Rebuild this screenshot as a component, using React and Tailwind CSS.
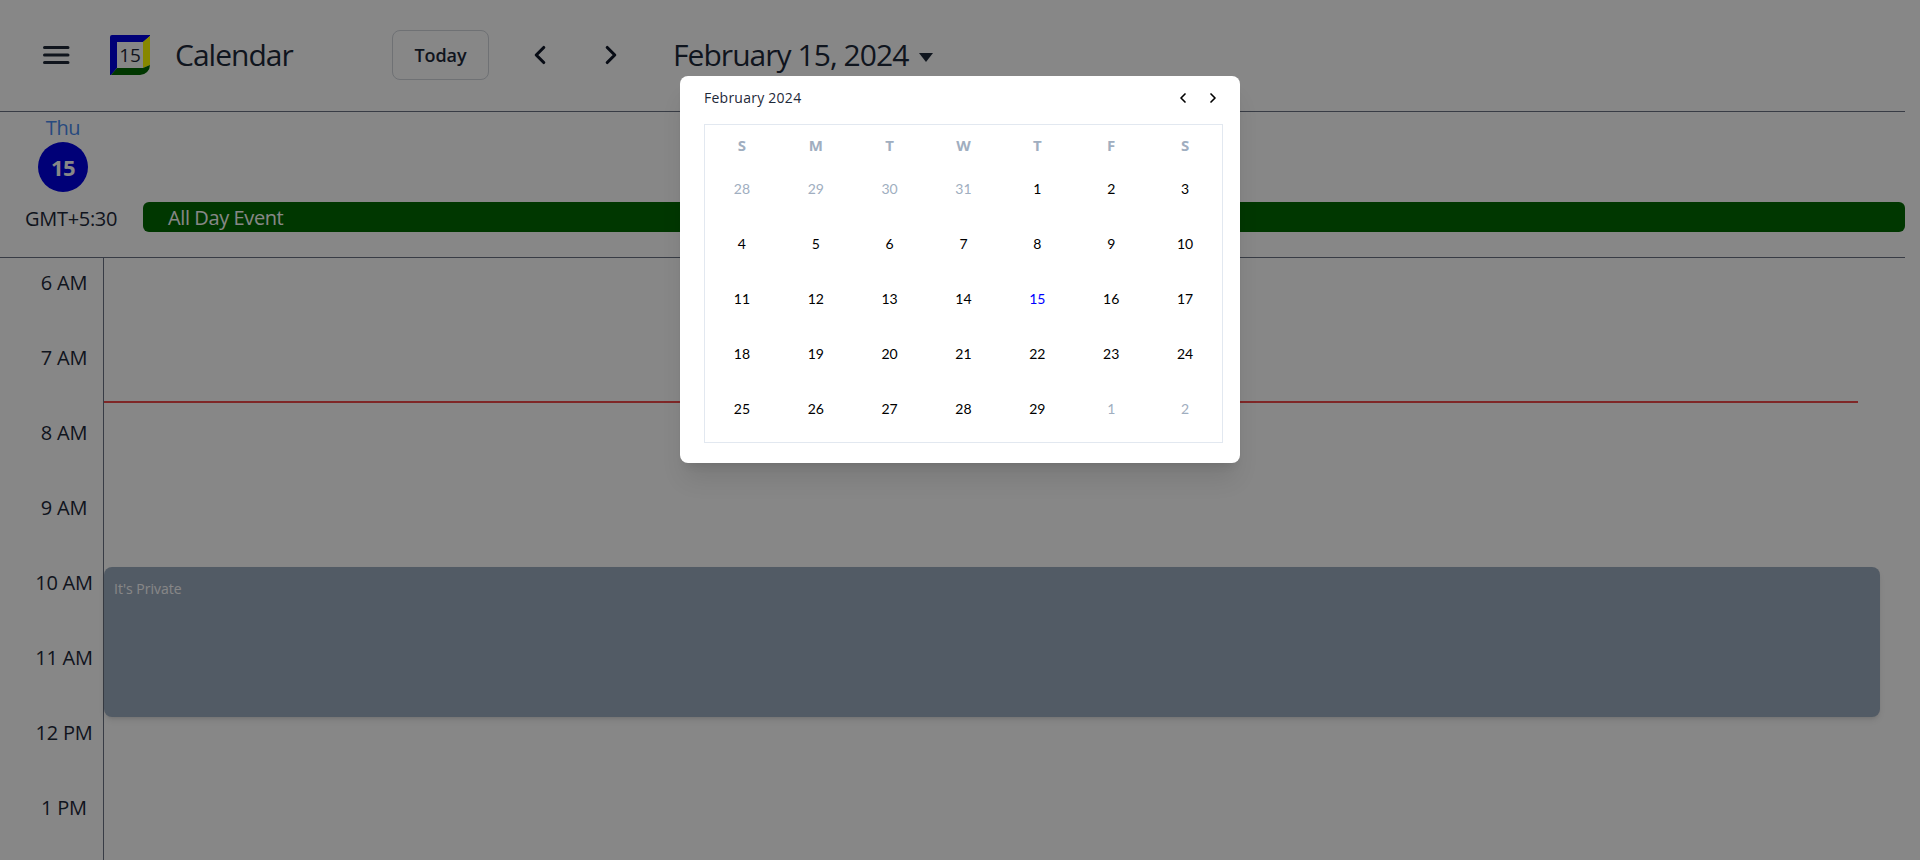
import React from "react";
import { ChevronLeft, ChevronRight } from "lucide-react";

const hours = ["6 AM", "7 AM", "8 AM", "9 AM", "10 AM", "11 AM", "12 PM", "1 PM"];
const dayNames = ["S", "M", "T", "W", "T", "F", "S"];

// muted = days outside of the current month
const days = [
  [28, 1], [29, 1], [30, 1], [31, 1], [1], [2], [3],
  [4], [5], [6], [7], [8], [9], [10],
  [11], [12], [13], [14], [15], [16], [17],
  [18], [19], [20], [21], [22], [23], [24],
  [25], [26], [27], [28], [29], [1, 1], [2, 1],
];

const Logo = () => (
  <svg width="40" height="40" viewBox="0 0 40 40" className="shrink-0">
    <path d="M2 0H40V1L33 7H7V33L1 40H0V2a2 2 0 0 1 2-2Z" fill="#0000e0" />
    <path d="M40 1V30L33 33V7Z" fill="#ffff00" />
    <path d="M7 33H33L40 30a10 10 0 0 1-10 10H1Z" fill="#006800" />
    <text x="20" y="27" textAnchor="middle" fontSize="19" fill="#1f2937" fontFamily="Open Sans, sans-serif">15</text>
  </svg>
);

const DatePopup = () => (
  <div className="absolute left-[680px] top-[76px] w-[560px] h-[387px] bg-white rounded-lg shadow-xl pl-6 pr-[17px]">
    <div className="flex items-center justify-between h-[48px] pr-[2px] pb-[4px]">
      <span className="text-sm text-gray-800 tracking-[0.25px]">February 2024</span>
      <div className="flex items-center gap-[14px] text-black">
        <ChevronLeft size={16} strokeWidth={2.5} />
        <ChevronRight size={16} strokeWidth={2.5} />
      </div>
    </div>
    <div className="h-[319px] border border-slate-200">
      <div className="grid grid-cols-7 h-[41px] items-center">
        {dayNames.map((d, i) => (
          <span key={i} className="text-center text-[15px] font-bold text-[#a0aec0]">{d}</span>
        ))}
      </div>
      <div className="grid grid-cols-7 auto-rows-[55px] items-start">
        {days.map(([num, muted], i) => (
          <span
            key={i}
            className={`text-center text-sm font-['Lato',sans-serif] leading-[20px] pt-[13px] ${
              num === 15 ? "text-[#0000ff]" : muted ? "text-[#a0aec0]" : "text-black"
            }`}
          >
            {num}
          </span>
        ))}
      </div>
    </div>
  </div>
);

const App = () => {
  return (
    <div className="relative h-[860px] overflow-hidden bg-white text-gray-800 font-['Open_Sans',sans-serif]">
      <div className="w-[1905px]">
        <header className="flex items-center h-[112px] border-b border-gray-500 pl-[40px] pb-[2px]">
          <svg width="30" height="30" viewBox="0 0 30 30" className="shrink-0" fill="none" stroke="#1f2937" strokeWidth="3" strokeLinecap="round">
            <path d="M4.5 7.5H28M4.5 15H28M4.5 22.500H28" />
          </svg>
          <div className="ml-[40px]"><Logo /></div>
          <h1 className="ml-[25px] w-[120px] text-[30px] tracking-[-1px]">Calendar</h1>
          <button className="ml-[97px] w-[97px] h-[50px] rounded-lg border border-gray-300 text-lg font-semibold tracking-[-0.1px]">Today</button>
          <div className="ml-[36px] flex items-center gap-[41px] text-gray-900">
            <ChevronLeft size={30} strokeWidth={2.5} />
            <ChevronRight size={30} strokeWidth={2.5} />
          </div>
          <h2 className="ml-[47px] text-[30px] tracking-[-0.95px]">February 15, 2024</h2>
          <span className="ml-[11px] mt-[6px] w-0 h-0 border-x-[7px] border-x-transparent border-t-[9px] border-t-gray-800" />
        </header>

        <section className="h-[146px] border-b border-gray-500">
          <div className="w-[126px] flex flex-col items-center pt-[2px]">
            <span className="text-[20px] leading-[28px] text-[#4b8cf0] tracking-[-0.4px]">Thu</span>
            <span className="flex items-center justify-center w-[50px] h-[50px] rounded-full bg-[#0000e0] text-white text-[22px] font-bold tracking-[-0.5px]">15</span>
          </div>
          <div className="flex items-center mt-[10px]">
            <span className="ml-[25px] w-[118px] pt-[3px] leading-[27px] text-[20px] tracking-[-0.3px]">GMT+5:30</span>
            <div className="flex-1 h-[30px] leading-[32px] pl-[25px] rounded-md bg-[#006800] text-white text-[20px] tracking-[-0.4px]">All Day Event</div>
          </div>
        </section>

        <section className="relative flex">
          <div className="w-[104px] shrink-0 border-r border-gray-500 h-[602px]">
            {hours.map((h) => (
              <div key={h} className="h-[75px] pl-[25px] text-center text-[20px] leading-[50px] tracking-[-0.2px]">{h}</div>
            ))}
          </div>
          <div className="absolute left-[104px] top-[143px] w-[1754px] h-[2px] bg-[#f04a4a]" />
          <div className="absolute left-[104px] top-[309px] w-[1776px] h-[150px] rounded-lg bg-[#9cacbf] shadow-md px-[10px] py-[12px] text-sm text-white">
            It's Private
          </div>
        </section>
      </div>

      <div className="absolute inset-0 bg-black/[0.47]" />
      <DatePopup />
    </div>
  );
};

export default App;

——————

> _Do this_:
Set the pictures aside and transcribe the data above exactly.

> _The output_:
Rebuild this screenshot as a component, using React and Tailwind CSS.
import React from "react";
import { ChevronLeft, ChevronRight } from "lucide-react";

const hours = ["6 AM", "7 AM", "8 AM", "9 AM", "10 AM", "11 AM", "12 PM", "1 PM"];
const dayNames = ["S", "M", "T", "W", "T", "F", "S"];

// muted = days outside of the current month
const days = [
  [28, 1], [29, 1], [30, 1], [31, 1], [1], [2], [3],
  [4], [5], [6], [7], [8], [9], [10],
  [11], [12], [13], [14], [15], [16], [17],
  [18], [19], [20], [21], [22], [23], [24],
  [25], [26], [27], [28], [29], [1, 1], [2, 1],
];

const Logo = () => (
  <svg width="40" height="40" viewBox="0 0 40 40" className="shrink-0">
    <path d="M2 0H40V1L33 7H7V33L1 40H0V2a2 2 0 0 1 2-2Z" fill="#0000e0" />
    <path d="M40 1V30L33 33V7Z" fill="#ffff00" />
    <path d="M7 33H33L40 30a10 10 0 0 1-10 10H1Z" fill="#006800" />
    <text x="20" y="27" textAnchor="middle" fontSize="19" fill="#1f2937" fontFamily="Open Sans, sans-serif">15</text>
  </svg>
);

const DatePopup = () => (
  <div className="absolute left-[680px] top-[76px] w-[560px] h-[387px] bg-white rounded-lg shadow-xl pl-6 pr-[17px]">
    <div className="flex items-center justify-between h-[48px] pr-[2px] pb-[4px]">
      <span className="text-sm text-gray-800 tracking-[0.25px]">February 2024</span>
      <div className="flex items-center gap-[14px] text-black">
        <ChevronLeft size={16} strokeWidth={2.5} />
        <ChevronRight size={16} strokeWidth={2.5} />
      </div>
    </div>
    <div className="h-[319px] border border-slate-200">
      <div className="grid grid-cols-7 h-[41px] items-center">
        {dayNames.map((d, i) => (
          <span key={i} className="text-center text-[15px] font-bold text-[#a0aec0]">{d}</span>
        ))}
      </div>
      <div className="grid grid-cols-7 auto-rows-[55px] items-start">
        {days.map(([num, muted], i) => (
          <span
            key={i}
            className={`text-center text-sm font-['Lato',sans-serif] leading-[20px] pt-[13px] ${
              num === 15 ? "text-[#0000ff]" : muted ? "text-[#a0aec0]" : "text-black"
            }`}
          >
            {num}
          </span>
        ))}
      </div>
    </div>
  </div>
);

const App = () => {
  return (
    <div className="relative h-[860px] overflow-hidden bg-white text-gray-800 font-['Open_Sans',sans-serif]">
      <div className="w-[1905px]">
        <header className="flex items-center h-[112px] border-b border-gray-500 pl-[40px] pb-[2px]">
          <svg width="30" height="30" viewBox="0 0 30 30" className="shrink-0" fill="none" stroke="#1f2937" strokeWidth="3" strokeLinecap="round">
            <path d="M4.5 7.5H28M4.5 15H28M4.5 22.500H28" />
          </svg>
          <div className="ml-[40px]"><Logo /></div>
          <h1 className="ml-[25px] w-[120px] text-[30px] tracking-[-1px]">Calendar</h1>
          <button className="ml-[97px] w-[97px] h-[50px] rounded-lg border border-gray-300 text-lg font-semibold tracking-[-0.1px]">Today</button>
          <div className="ml-[36px] flex items-center gap-[41px] text-gray-900">
            <ChevronLeft size={30} strokeWidth={2.5} />
            <ChevronRight size={30} strokeWidth={2.5} />
          </div>
          <h2 className="ml-[47px] text-[30px] tracking-[-0.95px]">February 15, 2024</h2>
          <span className="ml-[11px] mt-[6px] w-0 h-0 border-x-[7px] border-x-transparent border-t-[9px] border-t-gray-800" />
        </header>

        <section className="h-[146px] border-b border-gray-500">
          <div className="w-[126px] flex flex-col items-center pt-[2px]">
            <span className="text-[20px] leading-[28px] text-[#4b8cf0] tracking-[-0.4px]">Thu</span>
            <span className="flex items-center justify-center w-[50px] h-[50px] rounded-full bg-[#0000e0] text-white text-[22px] font-bold tracking-[-0.5px]">15</span>
          </div>
          <div className="flex items-center mt-[10px]">
            <span className="ml-[25px] w-[118px] pt-[3px] leading-[27px] text-[20px] tracking-[-0.3px]">GMT+5:30</span>
            <div className="flex-1 h-[30px] leading-[32px] pl-[25px] rounded-md bg-[#006800] text-white text-[20px] tracking-[-0.4px]">All Day Event</div>
          </div>
        </section>

        <section className="relative flex">
          <div className="w-[104px] shrink-0 border-r border-gray-500 h-[602px]">
            {hours.map((h) => (
              <div key={h} className="h-[75px] pl-[25px] text-center text-[20px] leading-[50px] tracking-[-0.2px]">{h}</div>
            ))}
          </div>
          <div className="absolute left-[104px] top-[143px] w-[1754px] h-[2px] bg-[#f04a4a]" />
          <div className="absolute left-[104px] top-[309px] w-[1776px] h-[150px] rounded-lg bg-[#9cacbf] shadow-md px-[10px] py-[12px] text-sm text-white">
            It's Private
          </div>
        </section>
      </div>

      <div className="absolute inset-0 bg-black/[0.47]" />
      <DatePopup />
    </div>
  );
};

export default App;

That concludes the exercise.